--- Problem to work on ---
No images are to be carried over; print all other material exactly as it stands.

----------

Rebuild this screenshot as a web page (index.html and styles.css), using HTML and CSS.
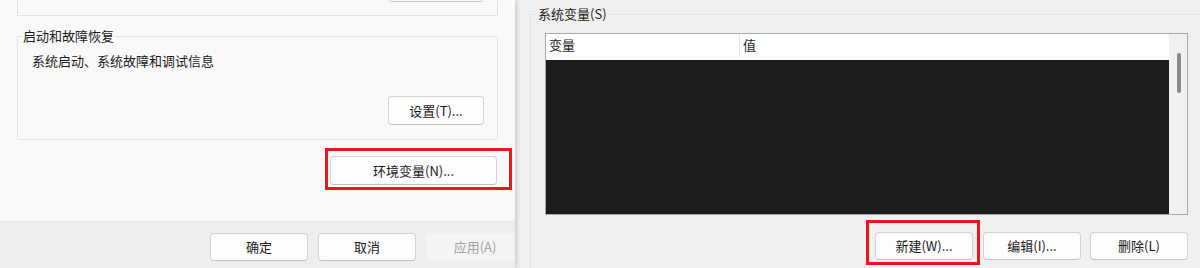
FILE: index.html
```html
<!DOCTYPE html>
<html lang="zh-CN">
  <head>
    <meta charset="utf-8" />
    <title>系统属性 - 环境变量</title>
    <link rel="stylesheet" href="styles.css">
  </head>
  <body>
    <div class="screen">
      <!-- left: system properties dialog -->
      <div class="win win-left">
        <div class="panel">
          <div class="group-top">
            <button class="btn btn-top" type="button"></button>
          </div>
          <fieldset class="group">
            <legend>启动和故障恢复</legend>
            <p class="group-text">系统启动、系统故障和调试信息</p>
            <div class="group-actions">
              <button class="btn btn-set" type="button">设置(T)...</button>
            </div>
          </fieldset>
          <div class="env-row">
            <div class="mark mark-env">
              <button class="btn btn-env" type="button">环境变量(N)...</button>
            </div>
          </div>
        </div>
        <div class="footer">
          <button class="btn" type="button">确定</button>
          <button class="btn" type="button">取消</button>
          <button class="btn btn-disabled" type="button">应用(A)</button>
        </div>
      </div>

      <!-- right: environment variables dialog -->
      <div class="win win-right">
        <fieldset class="group group-sys">
          <legend>系统变量(S)</legend>
          <div class="list">
            <div class="list-main">
              <div class="list-head">
                <div class="col col-name">变量</div>
                <div class="col col-value">值</div>
              </div>
              <div class="list-gap"></div>
              <div class="list-body"></div>
            </div>
            <div class="scroll">
              <div class="thumb"></div>
            </div>
          </div>
          <div class="list-actions">
            <div class="mark mark-new">
              <button class="btn" type="button">新建(W)...</button>
            </div>
            <button class="btn btn-edit" type="button">编辑(I)...</button>
            <button class="btn" type="button">删除(L)</button>
          </div>
        </fieldset>
      </div>
    </div>
  </body>
</html>
```

FILE: styles.css
```css
* {
  box-sizing: border-box;
}

body {
  margin: 0;
  width: 1200px;
  height: 268px;
  overflow: hidden;
  font-family: "Noto Sans CJK SC", "Noto Sans", sans-serif;
  font-size: 13px;
  color: #1b1b1b;
  background: #f0f0f0;
}

.screen {
  display: flex;
  height: 268px;
}

.win {
  height: 268px;
  overflow: hidden;
}

.win-left {
  width: 515px;
  flex-shrink: 0;
  background: #eeeeee;
  box-shadow: 1px 0 5px rgba(0, 0, 0, 0.2);
  position: relative;
  z-index: 1;
}

.win-right {
  flex: 1;
  background: #f0f0f0;
  padding-left: 15px;
}

.panel {
  height: 222px;
  background: #f9f9f9;
  border-bottom: 1px solid #e6e6e6;
  padding: 0 17px;
}

.btn {
  font-family: inherit;
  font-size: 13px;
  color: #1b1b1b;
  background: #fdfdfd;
  border: 1px solid #d3d3d3;
  border-bottom-color: #c2c2c2;
  border-radius: 4px;
  width: 98px;
  height: 28px;
  padding: 0;
  line-height: 26px;
}

/* group box cut off by the top edge */
.group-top {
  height: 16px;
  border: 1px solid #e3e3e3;
  border-top: none;
  display: flex;
  justify-content: flex-end;
  align-items: flex-end;
  padding: 0 13px 13px 0;
}

.btn-top {
  width: 96px;
  height: 29px;
  flex-shrink: 0;
}

.group {
  margin: 12px 0 0;
  padding: 0 13px 14px 0;
  border: 1px solid #e3e3e3;
  min-width: 0;
}

.group legend {
  margin-left: 4px;
  padding: 0 1px;
  line-height: 16px;
}

.group-text {
  margin: 8px 0 0;
  padding-left: 14px;
  line-height: 18px;
}

.group-actions {
  display: flex;
  justify-content: flex-end;
  margin-top: 26px;
}

.btn-set {
  width: 96px;
  height: 29px;
}

.env-row {
  display: flex;
  justify-content: flex-end;
  margin: 8px -14px 0 0;
}

.mark {
  border: 3px solid #e3191b;
}

.mark-env {
  padding: 5px 12px 2px 2px;
}

.btn-env {
  width: 167px;
  height: 29px;
}

.footer {
  display: flex;
  gap: 10px;
  padding: 11px 0 0 210px;
}

.footer .btn {
  flex-shrink: 0;
}

.btn-disabled {
  color: #a3a3a3;
  background: #f4f4f4;
  border-color: #f0f0f0;
}

/* system variables */
.group-sys {
  margin: 6px -30px 0 0;
  padding: 0 0 0 14px;
  border-right: none;
  border-bottom: none;
  height: 300px;
}

.group-sys legend {
  margin-left: -8px;
}

.list {
  margin-top: 11px;
  width: 643px;
  height: 182px;
  border: 1px solid #a9a9a9;
  display: flex;
  background: #fff;
}

.list-main {
  flex: 1;
  display: flex;
  flex-direction: column;
}

.list-head {
  height: 22px;
  display: flex;
  background: #fff;
  line-height: 22px;
}

.col-name {
  width: 193px;
  padding-left: 3px;
}

.col-value {
  flex: 1;
  border-left: 1px solid #e5e5e5;
  padding-left: 3px;
}

.list-gap {
  height: 4px;
  background: #fafafa;
}

.list-body {
  flex: 1;
  background: #1c1c1c;
}

.scroll {
  width: 18px;
  background: #f0f0f0;
  padding: 19px 0 0 8px;
}

.thumb {
  width: 4px;
  height: 40px;
  border-radius: 2px;
  background: #8a8a8a;
}

.list-actions {
  width: 643px;
  display: flex;
  justify-content: flex-end;
  align-items: flex-start;
  margin-top: 5px;
}

.mark-new {
  padding: 9px 4px 2px 6px;
  margin-right: 3px;
}

.list-actions > .btn {
  margin-top: 12px;
}

.btn-edit {
  margin-right: 9px;
}
```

----------

--- Solution below ---
Rebuild this screenshot as a web page (index.html and styles.css), using HTML and CSS.
FILE: index.html
```html
<!DOCTYPE html>
<html lang="zh-CN">
  <head>
    <meta charset="utf-8" />
    <title>系统属性 - 环境变量</title>
    <link rel="stylesheet" href="styles.css">
  </head>
  <body>
    <div class="screen">
      <!-- left: system properties dialog -->
      <div class="win win-left">
        <div class="panel">
          <div class="group-top">
            <button class="btn btn-top" type="button"></button>
          </div>
          <fieldset class="group">
            <legend>启动和故障恢复</legend>
            <p class="group-text">系统启动、系统故障和调试信息</p>
            <div class="group-actions">
              <button class="btn btn-set" type="button">设置(T)...</button>
            </div>
          </fieldset>
          <div class="env-row">
            <div class="mark mark-env">
              <button class="btn btn-env" type="button">环境变量(N)...</button>
            </div>
          </div>
        </div>
        <div class="footer">
          <button class="btn" type="button">确定</button>
          <button class="btn" type="button">取消</button>
          <button class="btn btn-disabled" type="button">应用(A)</button>
        </div>
      </div>

      <!-- right: environment variables dialog -->
      <div class="win win-right">
        <fieldset class="group group-sys">
          <legend>系统变量(S)</legend>
          <div class="list">
            <div class="list-main">
              <div class="list-head">
                <div class="col col-name">变量</div>
                <div class="col col-value">值</div>
              </div>
              <div class="list-gap"></div>
              <div class="list-body"></div>
            </div>
            <div class="scroll">
              <div class="thumb"></div>
            </div>
          </div>
          <div class="list-actions">
            <div class="mark mark-new">
              <button class="btn" type="button">新建(W)...</button>
            </div>
            <button class="btn btn-edit" type="button">编辑(I)...</button>
            <button class="btn" type="button">删除(L)</button>
          </div>
        </fieldset>
      </div>
    </div>
  </body>
</html>
```

FILE: styles.css
```css
* {
  box-sizing: border-box;
}

body {
  margin: 0;
  width: 1200px;
  height: 268px;
  overflow: hidden;
  font-family: "Noto Sans CJK SC", "Noto Sans", sans-serif;
  font-size: 13px;
  color: #1b1b1b;
  background: #f0f0f0;
}

.screen {
  display: flex;
  height: 268px;
}

.win {
  height: 268px;
  overflow: hidden;
}

.win-left {
  width: 515px;
  flex-shrink: 0;
  background: #eeeeee;
  box-shadow: 1px 0 5px rgba(0, 0, 0, 0.2);
  position: relative;
  z-index: 1;
}

.win-right {
  flex: 1;
  background: #f0f0f0;
  padding-left: 15px;
}

.panel {
  height: 222px;
  background: #f9f9f9;
  border-bottom: 1px solid #e6e6e6;
  padding: 0 17px;
}

.btn {
  font-family: inherit;
  font-size: 13px;
  color: #1b1b1b;
  background: #fdfdfd;
  border: 1px solid #d3d3d3;
  border-bottom-color: #c2c2c2;
  border-radius: 4px;
  width: 98px;
  height: 28px;
  padding: 0;
  line-height: 26px;
}

/* group box cut off by the top edge */
.group-top {
  height: 16px;
  border: 1px solid #e3e3e3;
  border-top: none;
  display: flex;
  justify-content: flex-end;
  align-items: flex-end;
  padding: 0 13px 13px 0;
}

.btn-top {
  width: 96px;
  height: 29px;
  flex-shrink: 0;
}

.group {
  margin: 12px 0 0;
  padding: 0 13px 14px 0;
  border: 1px solid #e3e3e3;
  min-width: 0;
}

.group legend {
  margin-left: 4px;
  padding: 0 1px;
  line-height: 16px;
}

.group-text {
  margin: 8px 0 0;
  padding-left: 14px;
  line-height: 18px;
}

.group-actions {
  display: flex;
  justify-content: flex-end;
  margin-top: 26px;
}

.btn-set {
  width: 96px;
  height: 29px;
}

.env-row {
  display: flex;
  justify-content: flex-end;
  margin: 8px -14px 0 0;
}

.mark {
  border: 3px solid #e3191b;
}

.mark-env {
  padding: 5px 12px 2px 2px;
}

.btn-env {
  width: 167px;
  height: 29px;
}

.footer {
  display: flex;
  gap: 10px;
  padding: 11px 0 0 210px;
}

.footer .btn {
  flex-shrink: 0;
}

.btn-disabled {
  color: #a3a3a3;
  background: #f4f4f4;
  border-color: #f0f0f0;
}

/* system variables */
.group-sys {
  margin: 6px -30px 0 0;
  padding: 0 0 0 14px;
  border-right: none;
  border-bottom: none;
  height: 300px;
}

.group-sys legend {
  margin-left: -8px;
}

.list {
  margin-top: 11px;
  width: 643px;
  height: 182px;
  border: 1px solid #a9a9a9;
  display: flex;
  background: #fff;
}

.list-main {
  flex: 1;
  display: flex;
  flex-direction: column;
}

.list-head {
  height: 22px;
  display: flex;
  background: #fff;
  line-height: 22px;
}

.col-name {
  width: 193px;
  padding-left: 3px;
}

.col-value {
  flex: 1;
  border-left: 1px solid #e5e5e5;
  padding-left: 3px;
}

.list-gap {
  height: 4px;
  background: #fafafa;
}

.list-body {
  flex: 1;
  background: #1c1c1c;
}

.scroll {
  width: 18px;
  background: #f0f0f0;
  padding: 19px 0 0 8px;
}

.thumb {
  width: 4px;
  height: 40px;
  border-radius: 2px;
  background: #8a8a8a;
}

.list-actions {
  width: 643px;
  display: flex;
  justify-content: flex-end;
  align-items: flex-start;
  margin-top: 5px;
}

.mark-new {
  padding: 9px 4px 2px 6px;
  margin-right: 3px;
}

.list-actions > .btn {
  margin-top: 12px;
}

.btn-edit {
  margin-right: 9px;
}
```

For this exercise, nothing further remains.